The last assumption that has been ignored is how did we get here in the first place. I mean, it’s not your mundane day-to-day situation! And this question is important even more so if we want to avoid it happening once more. The villain scenario is rather far-fetched, it seems this kind of situation can happen in real life, where technical decisions have to be taken fast. It can be, for instance, whether to choose between one pedestrian and a car full of passengers. Or between 4 pedestrians and a car with only one passenger. Or one worker working on the rails versus several working together. And so on and so on...
Let’s be even more cynical: imagine an accident in a company which may kill four managers (by destroying their office)m and you can prevent that by killing a single workperson instead. If people follow the policy and “always pull the lever”, none of the managers would have any real and strong incentive to ensure that this kind of incident does not occur anymore. They are always being saved and workpeople are being killed one by one. If this incident ks going to occur five times or more, not pulling the switch at all may actually save more lives in the long run.
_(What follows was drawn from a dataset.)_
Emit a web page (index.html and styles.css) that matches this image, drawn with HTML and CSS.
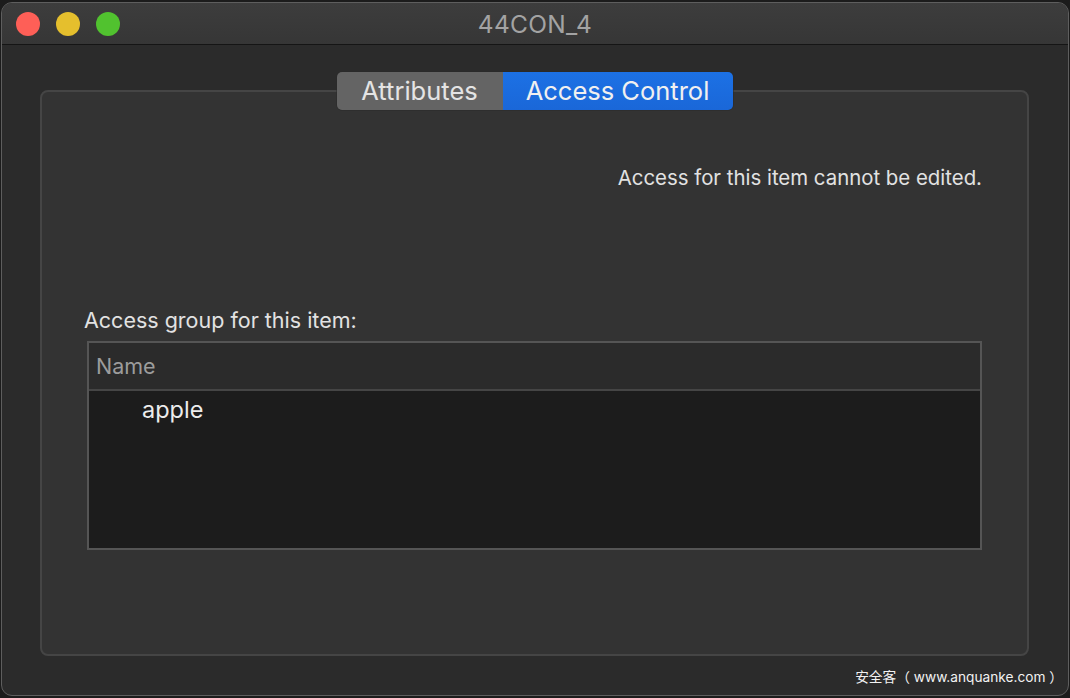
FILE: index.html
```html
<!DOCTYPE html>
<html>
<head>
<meta charset="utf-8">
<link rel="stylesheet" href="styles.css">
</head>
<body>
<div class="window">
  <div class="titlebar">
    <div class="lights">
      <span class="light red"></span>
      <span class="light yellow"></span>
      <span class="light green"></span>
    </div>
    <div class="title">44CON_4</div>
  </div>
  <div class="content">
    <div class="segmented">
      <div class="seg">Attributes</div>
      <div class="seg active">Access Control</div>
    </div>
    <div class="group">
      <p class="notice">Access for this item cannot be edited.</p>
      <p class="label">Access group for this item:</p>
      <div class="table">
        <div class="thead">Name</div>
        <div class="tbody">
          <div class="row">apple</div>
        </div>
      </div>
    </div>
    <div class="watermark">安全客（ www.anquanke.com ）</div>
  </div>
</div>
</body>
</html>
```
FILE: styles.css
```css
html, body {
  margin: 0;
  padding: 0;
}
body {
  background: #1c1c1c;
  width: 1070px;
  height: 698px;
  overflow: hidden;
  font-family: "Inter", "Noto Sans CJK SC", sans-serif;
}
.window {
  margin: 2px 0 0 1px;
  width: 1066px;
  height: 692px;
  border: 1px solid #5e5e5e;
  border-radius: 11px;
  overflow: hidden;
  background: #2b2b2b;
  display: flex;
  flex-direction: column;
}
.titlebar {
  height: 41px;
  flex: none;
  background: linear-gradient(#3d3d3d, #363636);
  border-bottom: 1px solid #151515;
  display: flex;
  align-items: center;
  position: relative;
}
.lights {
  display: flex;
  gap: 16px;
  padding-left: 14px;
}
.light {
  width: 24px;
  height: 24px;
  border-radius: 50%;
  display: block;
}
.red { background: #fe5f57; }
.yellow { background: #e5bf2d; }
.green { background: #51c22f; }
.title {
  position: absolute;
  left: 0;
  right: 0;
  top: 0;
  bottom: 0;
  display: flex;
  align-items: center;
  justify-content: center;
  font-size: 24.5px;
  color: #a3a3a3;
  letter-spacing: 0.3px;
}
.content {
  flex: 1;
  padding: 27px 39px 0 38px;
  display: flex;
  flex-direction: column;
  position: relative;
}
.segmented {
  align-self: center;
  display: flex;
  height: 38px;
  border-radius: 5px;
  overflow: hidden;
  position: relative;
  z-index: 2;
  box-shadow: 0 0 0 0.5px #2a2a2a;
}
.seg {
  display: flex;
  align-items: center;
  justify-content: center;
  font-size: 25.5px;
  color: #e4e4e4;
  background: #646464;
  width: 166px;
  padding-bottom: 1px;
}
.seg.active {
  background: linear-gradient(#1c71e5, #1a67d8);
  color: #f0f0f0;
  width: 230px;
}
.group {
  margin-top: -20px;
  height: 562px;
  border: 2px solid #454545;
  border-radius: 8px;
  background: #333333;
  padding: 0 45px;
  display: flex;
  flex-direction: column;
}
.notice {
  margin: 73px 0 0 0;
  text-align: right;
  font-size: 20.4px;
  color: #e2e2e2;
  line-height: 26px;
}
.label {
  margin: 116px 0 0 -3px;
  font-size: 21.5px;
  color: #e2e2e2;
  line-height: 26px;
}
.table {
  margin-top: 8px;
  height: 205px;
  border: 2px solid #555555;
  display: flex;
  flex-direction: column;
}
.thead {
  height: 46px;
  flex: none;
  background: #2b2b2b;
  border-bottom: 2px solid #454545;
  display: flex;
  align-items: center;
  padding-left: 7px;
  font-size: 21.5px;
  color: #9c9c9c;
}
.tbody {
  flex: 1;
  background: #1c1c1c;
}
.row {
  padding: 5px 0 0 53px;
  font-size: 23.5px;
  color: #ececec;
  line-height: 28px;
}
.watermark {
  align-self: flex-end;
  margin: 12px -34px 0 0;
  font-size: 13.7px;
  color: #f2f2f2;
  line-height: 18px;
}
```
Once again, I am not necessarily asking for you to pull the lever in this kind of situation.
This post is just long for “I am taking a very strong precommitment for a situation whose assumptions are so strong themselves that I cannot fathom they would ever hold”. Still, I was about to write a post on Atlas Shrugged (spoilers:) and I foresaw I would have to explain why I’d never swear in good faith that “by my life and my love of it, [...] I will never live for the sake of another man, nor ask another man to live for mine.”